▶ [Source material]:
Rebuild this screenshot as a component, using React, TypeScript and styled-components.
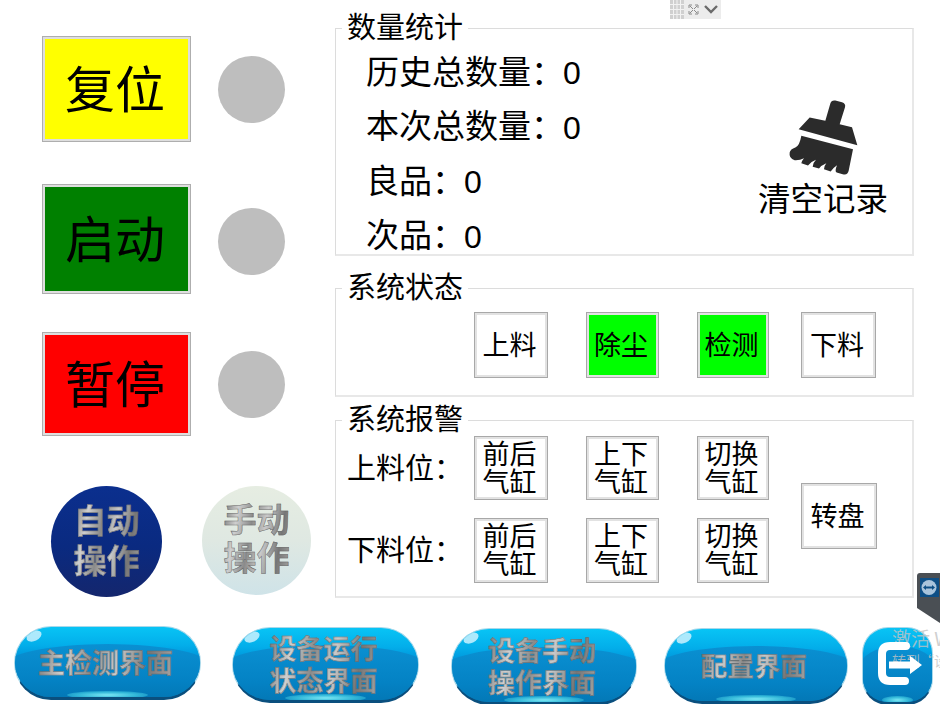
import React from "react";
import styled, { createGlobalStyle } from "styled-components";

const Global = createGlobalStyle`
  html, body { margin: 0; padding: 0; background: #fff; }
  body { font-family: "Noto Sans CJK SC", "Liberation Sans", sans-serif; color: #000; }
`;

const Screen = styled.div`
  position: relative;
  width: 940px;
  height: 704px;
  overflow: hidden;
  background: #fff;
`;
const Main = styled.div`
  display: flex;
  height: 626px;
`;
const LeftColumn = styled.div`
  width: 335px;
  flex: none;
  padding: 36px 0 0 42px;
  box-sizing: border-box;
`;
const ControlRow = styled.div<{ $mt: number }>`
  display: flex;
  align-items: center;
  gap: 27px;
  margin-top: ${(p) => p.$mt}px;
`;
const ControlButton = styled.div<{ $bg: string; $h: number }>`
  width: 149px;
  height: ${(p) => p.$h}px;
  box-sizing: border-box;
  border: 1px solid #aeaeae;
  box-shadow: inset 0 0 0 2px #dedede;
  background: ${(p) => p.$bg};
  display: flex;
  align-items: center;
  justify-content: center;
  padding: 0 3px 6px 0;
  font-size: 50px;
  line-height: 1;
`;
const Lamp = styled.div<{ $shift: number }>`
  width: 67px;
  height: 67px;
  border-radius: 50%;
  background: #bebebe;
  margin-top: ${(p) => p.$shift}px;
`;
const ModeRow = styled.div`
  display: flex;
  align-items: flex-start;
  gap: 40px;
  margin: 50px 0 0 9px;
`;
const MetalText = styled.span<{ $size: number; $lh: number }>`
  display: block;
  font-size: ${(p) => p.$size}px;
  line-height: ${(p) => p.$lh}px;
  font-weight: 700;
  text-align: center;
  white-space: nowrap;
  color: transparent;
  background: linear-gradient(100deg, #747474 0%, #cfcfcf 20%, #8a8a8a 40%, #c9c9c9 58%, #767676 80%, #a5a5a5 100%);
  -webkit-background-clip: text;
  background-clip: text;
  -webkit-text-stroke: 0.5px rgba(95, 95, 95, 0.85);
`;
const ModeDisc = styled.div<{ $size: number; $bg: string; $lift: number }>`
  width: ${(p) => p.$size}px;
  height: ${(p) => p.$size}px;
  box-sizing: border-box;
  padding-bottom: ${(p) => p.$lift}px;
  border-radius: 50%;
  background: ${(p) => p.$bg};
  display: flex;
  align-items: center;
  justify-content: center;
  flex: none;
`;
const RightColumn = styled.div`
  width: 578px;
  padding-top: 10px;
`;
const Panel = styled.fieldset<{ $h: number; $mt: number }>`
  box-sizing: border-box;
  width: 579px;
  height: ${(p) => p.$h}px;
  margin: ${(p) => p.$mt}px 0 0;
  padding: 0;
  border: 1px solid #dcdcdc;
  border-bottom-width: 2px;
  border-right-width: 2px;
  border-bottom-color: #e8e8e8;
  border-right-color: #e8e8e8;
  min-width: 0;
`;
const PanelTitle = styled.legend`
  margin-left: 6px;
  padding: 0 5px 6px;
  font-size: 29px;
  line-height: 30px;
  white-space: nowrap;
`;
const StatsBody = styled.div`
  display: flex;
  justify-content: space-between;
`;
const StatList = styled.div`
  padding-left: 30px;
`;
const StatRow = styled.div`
  height: 54.5px;
  box-sizing: border-box;
  padding-bottom: 6px;
  display: flex;
  align-items: center;
  font-size: 33px;
  line-height: 1;
  white-space: nowrap;
`;
const StatValue = styled.span`
  font-family: "Liberation Sans", sans-serif;
  font-size: 32px;
  margin: 6px 0 0 -1px;
`;
const ClearBlock = styled.div`
  display: flex;
  flex-direction: column;
  align-items: center;
  padding: 53px 24px 0 0;
`;
const ClearLabel = styled.div`
  font-size: 32.5px;
  line-height: 44px;
  margin-top: -1px;
  white-space: nowrap;
`;
const DeviceGrid = styled.div<{ $top: number }>`
  display: grid;
  grid-template-columns: 127px 112px 111px 104px auto;
  row-gap: 18px;
  padding-left: 11px;
  margin-top: ${(p) => p.$top}px;
  align-items: start;
`;
const DeviceButton = styled.div<{ $w: number; $h: number; $on?: boolean; $col?: number; $span?: boolean }>`
  width: ${(p) => p.$w}px;
  height: ${(p) => p.$h}px;
  box-sizing: border-box;
  border: 1px solid #a8a8a8;
  box-shadow: inset 0 0 0 2px #e2e2e2;
  background: ${(p) => (p.$on ? "#00ff00" : "#fff")};
  display: flex;
  align-items: center;
  justify-content: center;
  text-align: center;
  padding: 0 3px 3px 0;
  font-size: 27px;
  line-height: 28px;
  ${(p) => (p.$col ? `grid-column: ${p.$col};` : "")}
  ${(p) => (p.$span ? "grid-row: 1 / span 2; margin-top: 47px;" : "")}
`;
const RowLabel = styled.div`
  font-size: 29px;
  line-height: 60px;
  padding-bottom: 4px;
  white-space: nowrap;
`;
const Footer = styled.div`
  display: flex;
  align-items: flex-start;
  padding-left: 14px;
`;
const GlossPill = styled.div<{ $w: number; $h: number; $mt: number; $ml: number; $r?: number }>`
  position: relative;
  flex: none;
  width: ${(p) => p.$w}px;
  height: ${(p) => p.$h}px;
  margin: ${(p) => p.$mt}px 0 0 ${(p) => p.$ml}px;
  box-sizing: border-box;
  border-radius: ${(p) => p.$r ?? 38}px;
  overflow: hidden;
  border: 1px solid #a8d8ea;
  border-bottom: 3px solid #0a4f7e;
  background: linear-gradient(180deg, #08c4f5 0%, #03aeea 26%, #0097dc 42%, #0078b6 100%);
  display: flex;
  align-items: center;
  justify-content: center;
  &::before {
    content: "";
    position: absolute;
    left: -6%;
    right: -6%;
    top: 24%;
    height: 130%;
    border-radius: 50% 50% 0 0 / 24% 24% 0 0;
    background: linear-gradient(180deg, #0a90d2 0%, #0482c4 40%, #026ea8 78%);
  }
  &::after {
    content: "";
    position: absolute;
    left: 28%;
    right: 28%;
    bottom: -2px;
    height: 8px;
    border-radius: 50%;
    background: radial-gradient(ellipse at center, #7ce8f4 0%, rgba(70, 210, 230, 0.7) 50%, rgba(0, 130, 190, 0) 100%);
  }
`;
const PillShine = styled.span`
  position: absolute;
  z-index: 1;
  left: 11px;
  top: 4px;
  width: 16px;
  height: 10px;
  border-radius: 50%;
  transform: rotate(-25deg);
  background: rgba(215, 245, 255, 0.8);
`;
const PillContent = styled.div`
  position: relative;
  z-index: 1;
  margin-right: 4px;
`;
const IconContent = styled.div`
  position: relative;
  z-index: 1;
  display: flex;
  margin: -3px 0 0 5px;
`;
const Watermark = styled.div`
  position: absolute;
  left: 892px;
  top: 626px;
  color: rgba(195, 195, 195, 0.8);
  white-space: nowrap;
`;
const WatermarkTitle = styled.div`
  font-size: 19px;
  line-height: 24px;
`;
const WatermarkHint = styled.div`
  font-size: 14px;
  line-height: 18px;
  margin-top: 1px;
`;
const SideTab = styled.svg`
  position: absolute;
  left: 917px;
  top: 573px;
`;
const TopWidget = styled.div`
  position: absolute;
  left: 670px;
  top: 0;
  width: 51px;
  height: 19px;
  background: #ececec;
  display: flex;
  align-items: center;
`;

const Broom = () => (
  <svg width="70" height="77" viewBox="150 30 210 230">
    <path
      fill="#2b2b2b"
      d="M182 120 L215 85 L262 95 L277 43 Q280 32 292 34 L312 39 Q324 43 321 54 L305 105 L342 114 L358 168 Z"
    />
    <path
      fill="#2b2b2b"
      d="M190 140 L345 180 L332 245 Q329 259 314 255 L296 250 Q289 247 297 228 Q285 236 278 247 L258 240 Q258 230 265 222 Q250 228 243 238 L224 233 Q224 222 234 212 Q218 218 210 229 L190 222 Q191 215 198 207 Q185 214 170 213 Q152 208 155 190 Q157 180 172 175 Q185 170 190 140 Z"
    />
  </svg>
);

const ExitIcon = () => (
  <svg width="44" height="44" viewBox="0 0 44 44" fill="none">
    <path d="M28 4 H12 Q4 4 4 12 V31 Q4 39 12 39 H27" stroke="#fff" strokeWidth="8" strokeLinecap="round" />
    <path d="M11 19.5 H32 V14 L44 23 L32 32 V26.5 H11 Z" fill="#fff" />
  </svg>
);

const stats = [
  { label: "历史总数量：", value: "0" },
  { label: "本次总数量：", value: "0" },
  { label: "良品：", value: "0" },
  { label: "次品：", value: "0" },
];

export default function App() {
  return (
    <Screen>
      <Global />
      <Main>
        <LeftColumn>
          <ControlRow $mt={0}>
            <ControlButton $bg="#ffff00" $h={106}>复位</ControlButton>
            <Lamp $shift={1} />
          </ControlRow>
          <ControlRow $mt={42}>
            <ControlButton $bg="#008000" $h={110}>启动</ControlButton>
            <Lamp $shift={5} />
          </ControlRow>
          <ControlRow $mt={38}>
            <ControlButton $bg="#ff0000" $h={104}>暂停</ControlButton>
            <Lamp $shift={0} />
          </ControlRow>
          <ModeRow>
            <ModeDisc $size={111} $lift={5} $bg="linear-gradient(180deg,#0b2f8e 0%,#0a2a80 55%,#14266d 100%)">
              <MetalText $size={33} $lh={40}>自动<br />操作</MetalText>
            </ModeDisc>
            <ModeDisc $size={109} $lift={8} $bg="linear-gradient(180deg,#e6ede2 0%,#dfe8e2 50%,#cfe3e8 100%)">
              <MetalText $size={33} $lh={38}>手动<br />操作</MetalText>
            </ModeDisc>
          </ModeRow>
        </LeftColumn>
        <RightColumn>
          <Panel $h={246} $mt={0}>
            <PanelTitle>数量统计</PanelTitle>
            <StatsBody>
              <StatList>
                {stats.map((s) => (
                  <StatRow key={s.label}>
                    {s.label}
                    <StatValue>{s.value}</StatValue>
                  </StatRow>
                ))}
              </StatList>
              <ClearBlock>
                <Broom />
                <ClearLabel>清空记录</ClearLabel>
              </ClearBlock>
            </StatsBody>
          </Panel>
          <Panel $h={127} $mt={14}>
            <PanelTitle>系统状态</PanelTitle>
            <DeviceGrid $top={6}>
              <DeviceButton $w={74} $h={66} $col={2}>上料</DeviceButton>
              <DeviceButton $w={73} $h={66} $on>除尘</DeviceButton>
              <DeviceButton $w={72} $h={66} $on>检测</DeviceButton>
              <DeviceButton $w={75} $h={66}>下料</DeviceButton>
            </DeviceGrid>
          </Panel>
          <Panel $h={196} $mt={5}>
            <PanelTitle>系统报警</PanelTitle>
            <DeviceGrid $top={-2}>
              <RowLabel>上料位：</RowLabel>
              <DeviceButton $w={74} $h={64}>前后<br />气缸</DeviceButton>
              <DeviceButton $w={73} $h={64}>上下<br />气缸</DeviceButton>
              <DeviceButton $w={72} $h={64}>切换<br />气缸</DeviceButton>
              <DeviceButton $w={76} $h={66} $col={5} $span>转盘</DeviceButton>
              <RowLabel>下料位：</RowLabel>
              <DeviceButton $w={74} $h={65}>前后<br />气缸</DeviceButton>
              <DeviceButton $w={73} $h={65}>上下<br />气缸</DeviceButton>
              <DeviceButton $w={72} $h={65}>切换<br />气缸</DeviceButton>
            </DeviceGrid>
          </Panel>
        </RightColumn>
      </Main>
      <Footer>
        <GlossPill $w={187} $h={74} $mt={0} $ml={0}>
          <PillShine />
          <PillContent><MetalText $size={27} $lh={32}>主检测界面</MetalText></PillContent>
        </GlossPill>
        <GlossPill $w={187} $h={76} $mt={1} $ml={31}>
          <PillShine />
          <PillContent><MetalText $size={27} $lh={32}>设备运行<br />状态界面</MetalText></PillContent>
        </GlossPill>
        <GlossPill $w={186} $h={77} $mt={2} $ml={32}>
          <PillShine />
          <PillContent><MetalText $size={27} $lh={32}>设备手动<br />操作界面</MetalText></PillContent>
        </GlossPill>
        <GlossPill $w={184} $h={76} $mt={2} $ml={27}>
          <PillShine />
          <PillContent><MetalText $size={26.5} $lh={32}>配置界面</MetalText></PillContent>
        </GlossPill>
        <GlossPill $w={71} $h={78} $mt={1} $ml={14} $r={26}>
          <IconContent><ExitIcon /></IconContent>
        </GlossPill>
      </Footer>

      <Watermark>
        <WatermarkTitle>激活 W</WatermarkTitle>
        <WatermarkHint>转到“设置”以</WatermarkHint>
      </Watermark>

      <SideTab width="23" height="50" viewBox="0 0 23 50">
        <path d="M3 0 H23 V50 L0 35 V3 Q0 0 3 0 Z" fill="#4a4f54" />
        <rect x="3" y="5" width="19" height="19" fill="#0e4f86" />
        <circle cx="12" cy="14.5" r="7.5" fill="#a9c4dc" />
        <path d="M6 14.5 L9 12 V13.5 H15 V12 L18 14.5 L15 17 V15.5 H9 V17 Z" fill="#0e4f86" />
      </SideTab>

      <TopWidget>
        <svg width="51" height="19" viewBox="0 0 51 19" fill="none">
          <rect x="0" y="0" width="14" height="19" fill="#d0d0d0" />
          <path d="M0 4.5H14M0 9.5H14M0 14.5H14M3.5 0V19M7 0V19M10.5 0V19" stroke="#f2f2f2" strokeWidth="1" />
          <path d="M19 8V5H22M25 5H28V8M28 11V14H25M22 14H19V11M20 6L23 9M27 6L24 9M20 13L23 10M27 13L24 10" stroke="#8a8a8a" strokeWidth="1" />
          <path d="M35 6L41 12L47 6" stroke="#6a6a6a" strokeWidth="2.4" />
        </svg>
      </TopWidget>
    </Screen>
  );
}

▶ [Problem details]: Each line in the material either holds the string "components" or does not. State how many do, and nothing else.

▶ [Answer to the problem]: 2